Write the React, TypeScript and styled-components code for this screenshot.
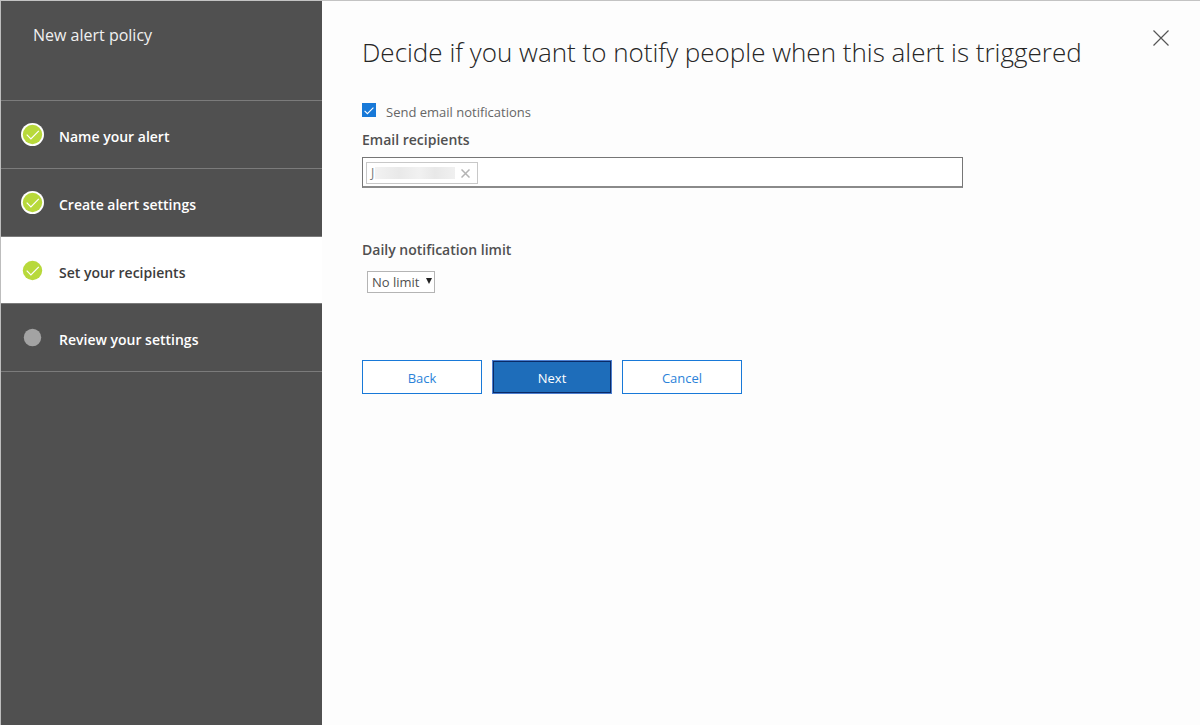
import React, { useState } from "react";
import styled, { createGlobalStyle, css } from "styled-components";

const GlobalStyle = createGlobalStyle`
  *, *::before, *::after { box-sizing: border-box; }
  body {
    margin: 0;
    background: #fdfdfd;
    color: #505050;
    font-family: "Open Sans", "Noto Sans", sans-serif;
    font-size: 14px;
    line-height: 20px;
  }
  button, input, select { font: inherit; color: inherit; }
`;

const Page = styled.div`
  display: flex;
  min-height: 100vh;
  border-top: 1px solid #c3c3c3;
  border-left: 1px solid #bdbdbd;
`;

const Sidebar = styled.aside`
  flex: 0 0 321px;
  background: #505050;
  color: #fff;
`;

const SidebarTitle = styled.h2`
  height: 100px;
  margin: 0;
  padding: 24px 32px;
  border-bottom: 1px solid #7b7b7b;
  font-size: 16px;
  font-weight: 400;
  color: #f0f0f0;
`;

const Steps = styled.ol`
  margin: 0;
  padding: 0;
  list-style: none;
`;

const Step = styled.li<{ $active: boolean }>`
  display: flex;
  align-items: center;
  gap: 14px;
  height: 68px;
  padding: 4px 20px 0;
  border-bottom: 1px solid #7b7b7b;
  font-weight: 600;
  ${(p) =>
    p.$active &&
    css`
      height: 67px;
      padding-top: 6px;
      background: #fff;
      color: #3c3c3c;
    `}
`;

const StepIcon = styled.svg`
  flex: none;
  width: 24px;
  height: 24px;
  margin-bottom: 4px;
`;

const Main = styled.main`
  flex: 1;
  min-width: 0;
  padding: 23px 25px 40px 40px;
`;

const Header = styled.header`
  display: flex;
  justify-content: space-between;
  align-items: flex-start;
`;

const Heading = styled.h1`
  margin: 0;
  padding-top: 8px;
  font-size: 26px;
  line-height: 40px;
  font-weight: 300;
  color: #262626;
`;

const IconButton = styled.button<{ $size: number }>`
  display: grid;
  flex: none;
  place-items: center;
  width: ${(p) => p.$size}px;
  height: ${(p) => p.$size}px;
  padding: 0;
  border: 0;
  background: none;
  cursor: pointer;
`;

const CheckRow = styled.label`
  display: flex;
  align-items: center;
  gap: 10px;
  width: fit-content;
  margin: 30px 0 8px;
  font-size: 13px;
  color: #666;
`;

const CheckBox = styled.span`
  display: grid;
  width: 14px;
  height: 14px;
  margin-bottom: 4px;
  > * { grid-area: 1 / 1; }
  svg { pointer-events: none; }
`;

const CheckInput = styled.input`
  appearance: none;
  width: 14px;
  height: 14px;
  margin: 0;
  border: 1px solid #1879d8;
  background: #fff;
  &:checked { background: #1879d8; }
`;

const FieldLabel = styled.label`
  display: block;
  font-weight: 600;
`;

const RecipientsBox = styled.div`
  display: flex;
  align-items: center;
  gap: 4px;
  width: 100%;
  max-width: 601px;
  height: 31px;
  margin-top: 7px;
  padding: 2px 3px 0;
  border: 1px solid #767676;
  border-bottom: 2px solid #8a8a8a;
  background: #fff;
`;

const Chip = styled.span`
  display: flex;
  align-items: center;
  height: 22px;
  padding: 0 2px 0 4px;
  border: 1px solid #c8c8c8;
  font-size: 12px;
  line-height: 20px;
  color: #777;
`;

const Redaction = styled.span`
  width: 80px;
  height: 12px;
  margin-left: 1px;
  background: linear-gradient(90deg, #f2f2f2, #e9e9e9 30%, #f1f1f1 55%, #e8e8e8 75%, #f0f0f0);
`;

const RecipientInput = styled.input`
  flex: 1;
  min-width: 0;
  height: 24px;
  padding: 0;
  border: 0;
  outline: 0;
  background: none;
`;

const LimitField = styled.div`
  margin-top: 52px;
`;

const SelectWrap = styled.div`
  display: grid;
  width: 68px;
  margin: 11px 0 0 5px;
  > * { grid-area: 1 / 1; }
  svg {
    place-self: center end;
    margin: 0 3px 2px 0;
    pointer-events: none;
  }
`;

const Select = styled.select`
  appearance: none;
  height: 22px;
  padding: 0 12px 0 4px;
  border: 1px solid #b4b4b4;
  border-radius: 0;
  background: #fff;
  font-size: 13px;
  line-height: 20px;
`;

const Actions = styled.div`
  display: flex;
  flex-wrap: wrap;
  gap: 10px;
  margin-top: 67px;
`;

const Button = styled.button<{ $primary?: boolean }>`
  width: 120px;
  height: 34px;
  padding: 2px 0 0;
  border: 1px solid #1879d8;
  background: #fff;
  color: #2b82d9;
  font-size: 13px;
  cursor: pointer;
  ${(p) =>
    p.$primary &&
    css`
      border-color: #4d7fd0;
      box-shadow: inset 0 0 0 1px #0a2a66;
      background: #1e6dba;
      color: #fff;
    `}
`;

type State = "done" | "current" | "todo";

const steps: { label: string; state: State }[] = [
  { label: "Name your alert", state: "done" },
  { label: "Create alert settings", state: "done" },
  { label: "Set your recipients", state: "current" },
  { label: "Review your settings", state: "todo" },
];

function StatusIcon({ state }: { state: State }) {
  if (state === "todo") {
    return (
      <StepIcon viewBox="0 0 24 24" aria-hidden="true">
        <circle cx="11.5" cy="11.5" r="8.7" fill="#a3a3a3" />
      </StepIcon>
    );
  }
  return (
    <StepIcon viewBox="0 0 24 24" aria-hidden="true">
      <circle cx="11.5" cy="11.5" r="11.5" fill="#fff" />
      <circle cx="11.5" cy="11.5" r="9.7" fill="#b8d93b" />
      <path d="M5.7 11.6 9.9 15.8 17.8 7.9" fill="none" stroke="#fff" strokeWidth="1.2" />
    </StepIcon>
  );
}

function Cross({ size, color, width }: { size: number; color: string; width: number }) {
  return (
    <svg width={size} height={size} viewBox={`0 0 ${size} ${size}`} aria-hidden="true">
      <path
        d={`M.5.5 ${size - 0.5} ${size - 0.5}M${size - 0.5}.5.5 ${size - 0.5}`}
        stroke={color}
        strokeWidth={width}
      />
    </svg>
  );
}

export default function App() {
  const [notify, setNotify] = useState(true);
  return (
    <>
      <GlobalStyle />
      <Page>
        <Sidebar>
          <SidebarTitle>New alert policy</SidebarTitle>
          <Steps>
            {steps.map((s) => (
              <Step key={s.label} $active={s.state === "current"}>
                <StatusIcon state={s.state} />
                {s.label}
              </Step>
            ))}
          </Steps>
        </Sidebar>
        <Main>
          <Header>
            <Heading>Decide if you want to notify people when this alert is triggered</Heading>
            <IconButton $size={28} type="button" aria-label="Close">
              <Cross size={16} color="#555" width={1.2} />
            </IconButton>
          </Header>
          <CheckRow>
            <CheckBox>
              <CheckInput
                type="checkbox"
                checked={notify}
                onChange={(e) => setNotify(e.target.checked)}
              />
              <svg width="14" height="14" viewBox="0 0 14 14" aria-hidden="true">
                <path d="M2.6 7.8 5.4 10.6 11.4 4.6" fill="none" stroke="#fff" strokeWidth="1.1" />
              </svg>
            </CheckBox>
            Send email notifications
          </CheckRow>
          <div>
            <FieldLabel htmlFor="recipients">Email recipients</FieldLabel>
            <RecipientsBox>
              <Chip>
                J
                <Redaction />
                <IconButton $size={20} type="button" aria-label="Remove recipient">
                  <Cross size={9} color="#b4b4b4" width={1.5} />
                </IconButton>
              </Chip>
              <RecipientInput id="recipients" type="text" />
            </RecipientsBox>
          </div>
          <LimitField>
            <FieldLabel htmlFor="limit">Daily notification limit</FieldLabel>
            <SelectWrap>
              <Select id="limit">
                <option>No limit</option>
              </Select>
              <svg width="6" height="6" viewBox="0 0 6 6" aria-hidden="true">
                <path d="M0 0h6L3 6z" fill="#222" />
              </svg>
            </SelectWrap>
          </LimitField>
          <Actions>
            <Button type="button">Back</Button>
            <Button type="button" $primary>Next</Button>
            <Button type="button">Cancel</Button>
          </Actions>
        </Main>
      </Page>
    </>
  );
}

### Task brief:
Look through the listing above. Pick out each line with "React" and copy it.

### Solution to this exercise:
Write the React, TypeScript and styled-components code for this screenshot.
import React, { useState } from "react";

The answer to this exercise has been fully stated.